§ **Task requirements**
State only how many lines contain the string "styles".

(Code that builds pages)
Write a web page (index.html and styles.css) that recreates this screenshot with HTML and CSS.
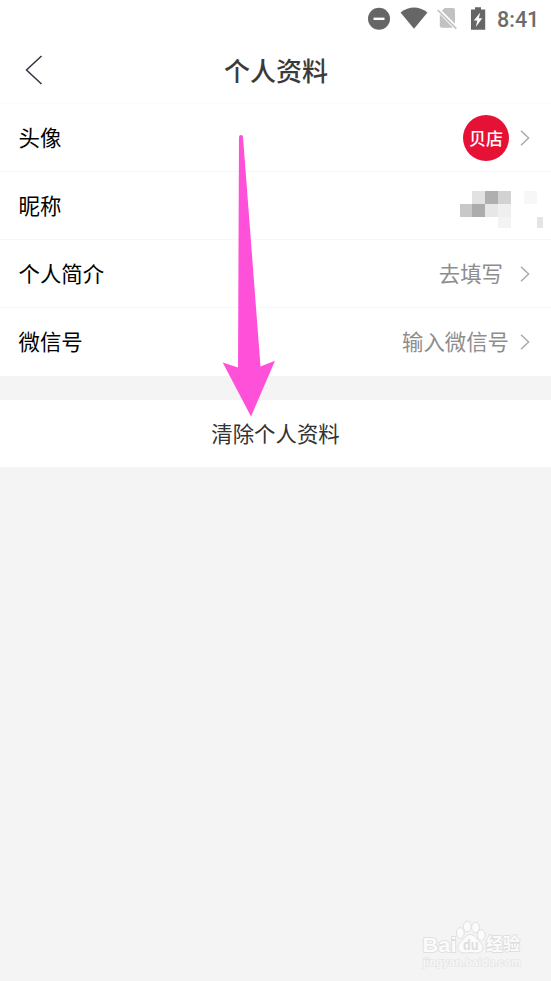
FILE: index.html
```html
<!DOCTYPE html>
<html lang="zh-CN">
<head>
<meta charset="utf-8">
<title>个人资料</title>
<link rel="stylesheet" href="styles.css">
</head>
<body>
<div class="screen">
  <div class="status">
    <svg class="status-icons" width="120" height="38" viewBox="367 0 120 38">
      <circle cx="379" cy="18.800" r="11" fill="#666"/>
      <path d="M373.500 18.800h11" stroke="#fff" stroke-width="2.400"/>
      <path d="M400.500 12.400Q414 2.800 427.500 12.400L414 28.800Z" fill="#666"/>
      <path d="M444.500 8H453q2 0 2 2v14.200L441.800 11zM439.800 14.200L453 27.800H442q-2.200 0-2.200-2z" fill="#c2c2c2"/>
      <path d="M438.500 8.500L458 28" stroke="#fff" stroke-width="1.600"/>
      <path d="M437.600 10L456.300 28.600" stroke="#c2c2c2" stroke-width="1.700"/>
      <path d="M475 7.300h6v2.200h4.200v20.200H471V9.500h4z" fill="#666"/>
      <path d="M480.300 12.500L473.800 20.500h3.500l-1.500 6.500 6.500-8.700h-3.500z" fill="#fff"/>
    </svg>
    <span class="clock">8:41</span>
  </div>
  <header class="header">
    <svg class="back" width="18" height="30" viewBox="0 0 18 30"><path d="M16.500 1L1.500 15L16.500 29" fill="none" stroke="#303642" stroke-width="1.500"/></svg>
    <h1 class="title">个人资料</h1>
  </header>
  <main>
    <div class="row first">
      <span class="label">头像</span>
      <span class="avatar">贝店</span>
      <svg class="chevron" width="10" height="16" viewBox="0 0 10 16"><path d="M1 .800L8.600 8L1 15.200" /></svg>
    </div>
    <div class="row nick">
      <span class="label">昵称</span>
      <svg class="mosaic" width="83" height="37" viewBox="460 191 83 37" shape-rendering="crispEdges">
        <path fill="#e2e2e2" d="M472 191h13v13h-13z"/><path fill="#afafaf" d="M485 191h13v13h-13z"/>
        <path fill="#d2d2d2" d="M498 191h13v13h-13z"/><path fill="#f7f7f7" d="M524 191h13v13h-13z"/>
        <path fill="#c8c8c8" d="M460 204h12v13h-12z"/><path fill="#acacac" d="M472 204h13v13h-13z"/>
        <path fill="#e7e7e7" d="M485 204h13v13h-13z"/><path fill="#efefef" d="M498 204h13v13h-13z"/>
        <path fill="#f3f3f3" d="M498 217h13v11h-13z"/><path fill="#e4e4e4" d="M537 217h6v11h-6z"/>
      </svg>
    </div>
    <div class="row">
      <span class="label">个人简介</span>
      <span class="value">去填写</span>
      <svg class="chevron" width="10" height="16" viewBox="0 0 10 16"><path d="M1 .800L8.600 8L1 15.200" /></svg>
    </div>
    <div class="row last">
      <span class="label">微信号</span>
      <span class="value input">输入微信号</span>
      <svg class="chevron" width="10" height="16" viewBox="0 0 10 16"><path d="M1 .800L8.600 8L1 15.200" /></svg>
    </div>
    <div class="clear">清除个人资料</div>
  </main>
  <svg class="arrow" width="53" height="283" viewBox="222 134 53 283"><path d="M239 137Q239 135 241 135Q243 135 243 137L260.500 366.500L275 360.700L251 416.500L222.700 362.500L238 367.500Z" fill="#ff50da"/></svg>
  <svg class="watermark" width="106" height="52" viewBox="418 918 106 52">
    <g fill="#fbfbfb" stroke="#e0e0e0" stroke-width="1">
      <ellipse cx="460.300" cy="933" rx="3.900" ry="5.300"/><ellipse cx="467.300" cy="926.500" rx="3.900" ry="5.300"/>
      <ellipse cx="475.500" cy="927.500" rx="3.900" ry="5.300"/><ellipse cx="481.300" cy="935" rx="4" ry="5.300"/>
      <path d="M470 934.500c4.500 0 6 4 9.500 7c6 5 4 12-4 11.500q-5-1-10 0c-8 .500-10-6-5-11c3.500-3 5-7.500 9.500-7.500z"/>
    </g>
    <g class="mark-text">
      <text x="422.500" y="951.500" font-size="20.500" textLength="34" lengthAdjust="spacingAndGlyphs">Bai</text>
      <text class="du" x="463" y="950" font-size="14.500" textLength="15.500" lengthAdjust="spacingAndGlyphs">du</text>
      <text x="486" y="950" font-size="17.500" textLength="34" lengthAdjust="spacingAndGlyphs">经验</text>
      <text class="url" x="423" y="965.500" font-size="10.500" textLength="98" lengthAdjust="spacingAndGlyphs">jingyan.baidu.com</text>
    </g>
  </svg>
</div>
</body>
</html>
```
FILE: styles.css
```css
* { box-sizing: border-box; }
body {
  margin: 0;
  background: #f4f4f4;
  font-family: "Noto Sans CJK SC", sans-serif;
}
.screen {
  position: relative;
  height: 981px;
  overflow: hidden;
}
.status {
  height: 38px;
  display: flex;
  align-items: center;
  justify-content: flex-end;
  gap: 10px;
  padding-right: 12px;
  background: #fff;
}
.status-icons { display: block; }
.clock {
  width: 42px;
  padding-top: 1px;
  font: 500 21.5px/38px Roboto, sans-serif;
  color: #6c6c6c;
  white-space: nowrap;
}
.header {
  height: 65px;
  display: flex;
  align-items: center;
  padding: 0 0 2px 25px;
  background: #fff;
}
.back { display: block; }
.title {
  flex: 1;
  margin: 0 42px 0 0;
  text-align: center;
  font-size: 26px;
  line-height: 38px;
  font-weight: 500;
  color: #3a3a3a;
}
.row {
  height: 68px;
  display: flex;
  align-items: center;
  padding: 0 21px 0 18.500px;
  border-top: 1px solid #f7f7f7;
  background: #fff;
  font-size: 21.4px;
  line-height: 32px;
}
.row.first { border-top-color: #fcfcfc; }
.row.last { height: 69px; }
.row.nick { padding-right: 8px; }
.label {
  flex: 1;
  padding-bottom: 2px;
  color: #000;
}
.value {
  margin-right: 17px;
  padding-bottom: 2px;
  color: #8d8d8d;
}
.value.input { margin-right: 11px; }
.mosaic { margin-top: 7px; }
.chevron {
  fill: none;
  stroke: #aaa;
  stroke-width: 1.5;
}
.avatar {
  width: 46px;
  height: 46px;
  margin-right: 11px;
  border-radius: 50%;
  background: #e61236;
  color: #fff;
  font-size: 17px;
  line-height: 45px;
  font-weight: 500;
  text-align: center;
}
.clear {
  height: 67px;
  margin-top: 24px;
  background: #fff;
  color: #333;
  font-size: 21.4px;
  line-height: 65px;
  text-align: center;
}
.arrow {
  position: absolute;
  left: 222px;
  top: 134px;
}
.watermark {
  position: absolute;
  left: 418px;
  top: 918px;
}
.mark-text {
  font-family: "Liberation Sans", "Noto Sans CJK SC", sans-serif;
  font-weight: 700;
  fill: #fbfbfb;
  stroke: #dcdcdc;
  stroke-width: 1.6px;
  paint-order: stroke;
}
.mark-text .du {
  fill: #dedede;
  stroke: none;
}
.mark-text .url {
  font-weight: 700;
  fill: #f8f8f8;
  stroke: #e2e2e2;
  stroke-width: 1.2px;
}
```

---

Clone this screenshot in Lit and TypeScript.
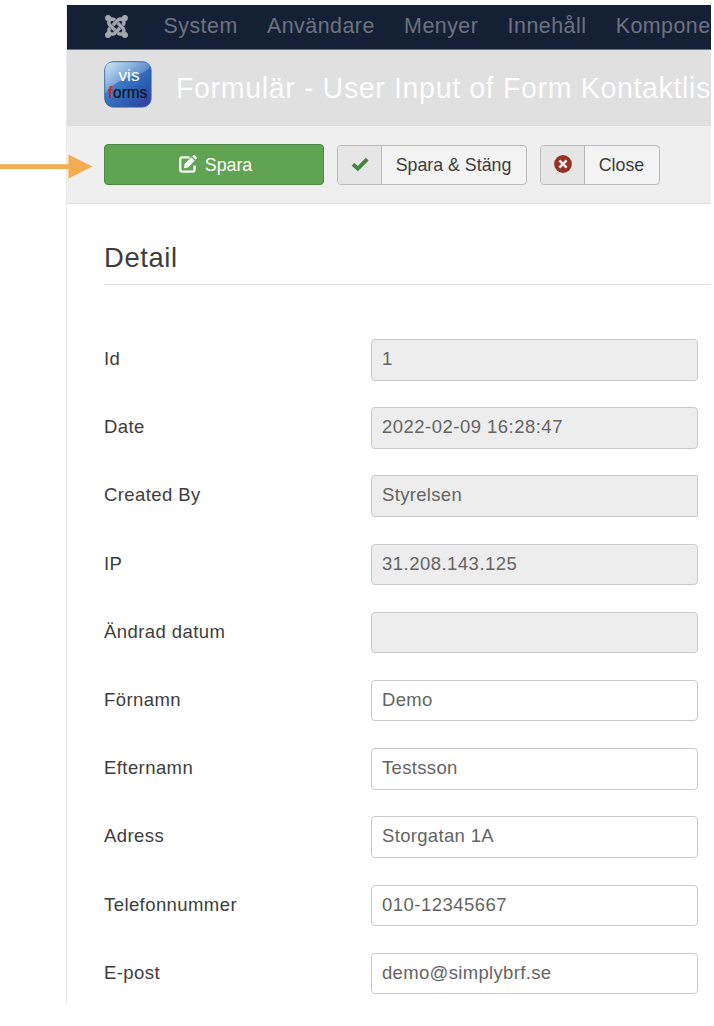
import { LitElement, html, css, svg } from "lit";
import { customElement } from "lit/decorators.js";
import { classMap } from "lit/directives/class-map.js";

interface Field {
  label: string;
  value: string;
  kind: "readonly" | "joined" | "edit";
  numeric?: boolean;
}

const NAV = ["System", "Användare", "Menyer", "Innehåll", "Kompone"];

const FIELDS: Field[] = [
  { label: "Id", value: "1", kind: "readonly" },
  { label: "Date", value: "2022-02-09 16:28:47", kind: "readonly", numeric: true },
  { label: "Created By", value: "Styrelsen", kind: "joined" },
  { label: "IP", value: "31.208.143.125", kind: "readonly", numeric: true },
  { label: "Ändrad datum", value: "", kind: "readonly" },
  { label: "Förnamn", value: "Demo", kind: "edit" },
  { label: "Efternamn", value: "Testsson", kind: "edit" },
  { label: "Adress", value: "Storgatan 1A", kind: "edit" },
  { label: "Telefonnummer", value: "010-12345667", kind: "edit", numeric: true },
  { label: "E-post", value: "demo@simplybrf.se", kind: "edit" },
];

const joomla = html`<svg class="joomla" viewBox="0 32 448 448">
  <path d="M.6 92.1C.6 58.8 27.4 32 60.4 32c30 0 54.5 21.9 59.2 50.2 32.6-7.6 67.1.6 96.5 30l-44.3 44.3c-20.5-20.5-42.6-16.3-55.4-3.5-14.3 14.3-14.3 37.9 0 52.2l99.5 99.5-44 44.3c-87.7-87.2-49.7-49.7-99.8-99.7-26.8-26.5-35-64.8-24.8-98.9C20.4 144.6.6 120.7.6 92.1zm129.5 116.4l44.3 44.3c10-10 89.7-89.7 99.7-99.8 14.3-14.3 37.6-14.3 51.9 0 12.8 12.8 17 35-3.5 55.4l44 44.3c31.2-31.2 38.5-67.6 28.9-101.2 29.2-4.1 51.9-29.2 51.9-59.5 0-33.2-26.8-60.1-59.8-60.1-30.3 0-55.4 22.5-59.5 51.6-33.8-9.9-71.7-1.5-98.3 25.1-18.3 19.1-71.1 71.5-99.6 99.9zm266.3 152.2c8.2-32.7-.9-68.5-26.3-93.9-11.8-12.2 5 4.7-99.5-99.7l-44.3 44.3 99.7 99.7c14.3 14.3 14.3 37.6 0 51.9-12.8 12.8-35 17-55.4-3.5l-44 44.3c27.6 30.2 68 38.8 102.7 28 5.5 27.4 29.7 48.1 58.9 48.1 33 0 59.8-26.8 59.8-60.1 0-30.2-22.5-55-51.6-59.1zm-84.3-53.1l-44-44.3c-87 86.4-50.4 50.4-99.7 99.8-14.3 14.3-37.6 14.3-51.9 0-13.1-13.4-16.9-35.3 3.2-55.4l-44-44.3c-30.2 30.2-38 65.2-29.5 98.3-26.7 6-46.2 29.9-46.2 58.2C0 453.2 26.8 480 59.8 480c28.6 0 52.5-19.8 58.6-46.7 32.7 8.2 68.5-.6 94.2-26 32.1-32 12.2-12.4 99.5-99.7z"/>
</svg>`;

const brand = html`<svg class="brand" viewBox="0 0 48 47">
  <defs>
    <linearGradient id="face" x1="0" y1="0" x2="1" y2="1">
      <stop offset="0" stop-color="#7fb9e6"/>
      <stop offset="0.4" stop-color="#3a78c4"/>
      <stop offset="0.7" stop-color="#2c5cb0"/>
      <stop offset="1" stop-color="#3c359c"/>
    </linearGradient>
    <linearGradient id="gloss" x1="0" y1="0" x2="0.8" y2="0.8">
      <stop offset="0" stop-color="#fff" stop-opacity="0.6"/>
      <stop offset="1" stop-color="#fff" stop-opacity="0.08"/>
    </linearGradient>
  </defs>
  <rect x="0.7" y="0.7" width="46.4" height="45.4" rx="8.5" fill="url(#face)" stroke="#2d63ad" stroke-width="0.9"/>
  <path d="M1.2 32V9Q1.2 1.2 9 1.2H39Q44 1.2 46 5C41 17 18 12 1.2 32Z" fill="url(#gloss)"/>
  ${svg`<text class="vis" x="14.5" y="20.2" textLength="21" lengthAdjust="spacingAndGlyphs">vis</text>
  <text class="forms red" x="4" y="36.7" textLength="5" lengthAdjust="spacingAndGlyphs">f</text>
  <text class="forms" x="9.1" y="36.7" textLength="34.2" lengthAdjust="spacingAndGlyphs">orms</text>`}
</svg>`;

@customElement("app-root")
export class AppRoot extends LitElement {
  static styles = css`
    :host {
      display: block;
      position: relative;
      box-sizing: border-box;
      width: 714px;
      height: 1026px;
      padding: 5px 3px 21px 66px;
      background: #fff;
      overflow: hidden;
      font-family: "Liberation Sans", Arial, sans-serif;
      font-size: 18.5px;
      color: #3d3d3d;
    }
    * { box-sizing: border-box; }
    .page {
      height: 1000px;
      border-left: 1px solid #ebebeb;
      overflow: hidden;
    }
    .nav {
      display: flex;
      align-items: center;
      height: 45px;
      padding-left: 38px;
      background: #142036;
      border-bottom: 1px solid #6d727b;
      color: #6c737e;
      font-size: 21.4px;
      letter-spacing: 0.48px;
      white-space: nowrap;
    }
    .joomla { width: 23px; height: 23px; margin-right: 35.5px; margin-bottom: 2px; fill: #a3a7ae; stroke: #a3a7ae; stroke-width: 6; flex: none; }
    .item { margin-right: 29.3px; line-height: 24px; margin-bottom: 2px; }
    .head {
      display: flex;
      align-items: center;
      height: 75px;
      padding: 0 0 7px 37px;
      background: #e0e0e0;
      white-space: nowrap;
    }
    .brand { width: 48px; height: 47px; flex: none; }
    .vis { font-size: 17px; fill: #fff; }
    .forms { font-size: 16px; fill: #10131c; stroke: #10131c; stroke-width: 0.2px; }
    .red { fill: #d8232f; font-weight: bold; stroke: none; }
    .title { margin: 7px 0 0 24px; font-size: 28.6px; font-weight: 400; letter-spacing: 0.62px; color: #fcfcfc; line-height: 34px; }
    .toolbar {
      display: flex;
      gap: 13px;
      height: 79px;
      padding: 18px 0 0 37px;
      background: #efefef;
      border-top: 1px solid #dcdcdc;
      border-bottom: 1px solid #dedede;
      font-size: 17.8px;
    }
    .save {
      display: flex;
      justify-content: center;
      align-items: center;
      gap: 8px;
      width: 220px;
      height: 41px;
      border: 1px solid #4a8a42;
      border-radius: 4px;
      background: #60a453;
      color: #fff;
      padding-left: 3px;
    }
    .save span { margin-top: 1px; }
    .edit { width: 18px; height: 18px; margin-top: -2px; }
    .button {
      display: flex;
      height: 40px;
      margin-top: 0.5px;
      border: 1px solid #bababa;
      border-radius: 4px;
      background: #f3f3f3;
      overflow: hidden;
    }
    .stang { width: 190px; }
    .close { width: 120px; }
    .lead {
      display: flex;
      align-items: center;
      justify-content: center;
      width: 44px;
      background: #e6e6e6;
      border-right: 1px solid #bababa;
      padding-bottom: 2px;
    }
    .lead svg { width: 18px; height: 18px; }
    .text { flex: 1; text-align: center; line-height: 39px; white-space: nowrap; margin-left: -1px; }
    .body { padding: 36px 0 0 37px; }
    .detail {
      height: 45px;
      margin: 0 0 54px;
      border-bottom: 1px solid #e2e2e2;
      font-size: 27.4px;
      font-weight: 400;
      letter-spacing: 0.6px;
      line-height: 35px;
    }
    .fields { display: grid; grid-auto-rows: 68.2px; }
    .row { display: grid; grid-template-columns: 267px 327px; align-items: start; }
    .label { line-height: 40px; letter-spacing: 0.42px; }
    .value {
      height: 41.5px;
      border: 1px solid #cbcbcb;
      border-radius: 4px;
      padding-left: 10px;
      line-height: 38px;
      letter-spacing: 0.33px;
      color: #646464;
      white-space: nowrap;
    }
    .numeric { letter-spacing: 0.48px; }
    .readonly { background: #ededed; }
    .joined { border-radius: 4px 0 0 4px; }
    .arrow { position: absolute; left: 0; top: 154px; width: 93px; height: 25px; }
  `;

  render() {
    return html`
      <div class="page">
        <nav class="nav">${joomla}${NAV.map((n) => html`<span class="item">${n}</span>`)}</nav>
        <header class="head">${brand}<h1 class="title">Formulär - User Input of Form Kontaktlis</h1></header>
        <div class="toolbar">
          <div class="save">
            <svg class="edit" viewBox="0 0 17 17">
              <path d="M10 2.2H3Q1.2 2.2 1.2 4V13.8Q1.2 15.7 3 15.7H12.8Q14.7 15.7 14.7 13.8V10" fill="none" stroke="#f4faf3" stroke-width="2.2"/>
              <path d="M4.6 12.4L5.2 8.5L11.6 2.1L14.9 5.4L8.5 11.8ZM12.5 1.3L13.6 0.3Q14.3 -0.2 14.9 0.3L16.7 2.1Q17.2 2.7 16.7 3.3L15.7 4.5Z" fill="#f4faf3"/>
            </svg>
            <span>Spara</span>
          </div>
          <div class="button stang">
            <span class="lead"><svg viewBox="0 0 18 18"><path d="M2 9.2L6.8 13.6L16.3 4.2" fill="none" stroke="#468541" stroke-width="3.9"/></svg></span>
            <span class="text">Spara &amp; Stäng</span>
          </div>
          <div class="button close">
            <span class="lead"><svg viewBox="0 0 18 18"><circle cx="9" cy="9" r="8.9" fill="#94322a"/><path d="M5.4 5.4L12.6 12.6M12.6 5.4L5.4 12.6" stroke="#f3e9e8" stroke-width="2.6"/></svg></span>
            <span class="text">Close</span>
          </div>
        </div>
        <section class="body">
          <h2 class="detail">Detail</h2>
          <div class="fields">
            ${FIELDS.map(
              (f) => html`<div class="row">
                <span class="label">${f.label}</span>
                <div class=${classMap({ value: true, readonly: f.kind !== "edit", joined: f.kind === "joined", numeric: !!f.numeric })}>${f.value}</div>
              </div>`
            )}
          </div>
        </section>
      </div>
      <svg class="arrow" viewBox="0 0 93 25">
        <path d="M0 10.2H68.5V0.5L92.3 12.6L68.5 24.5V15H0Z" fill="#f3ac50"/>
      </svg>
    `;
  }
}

§ **Task response**
4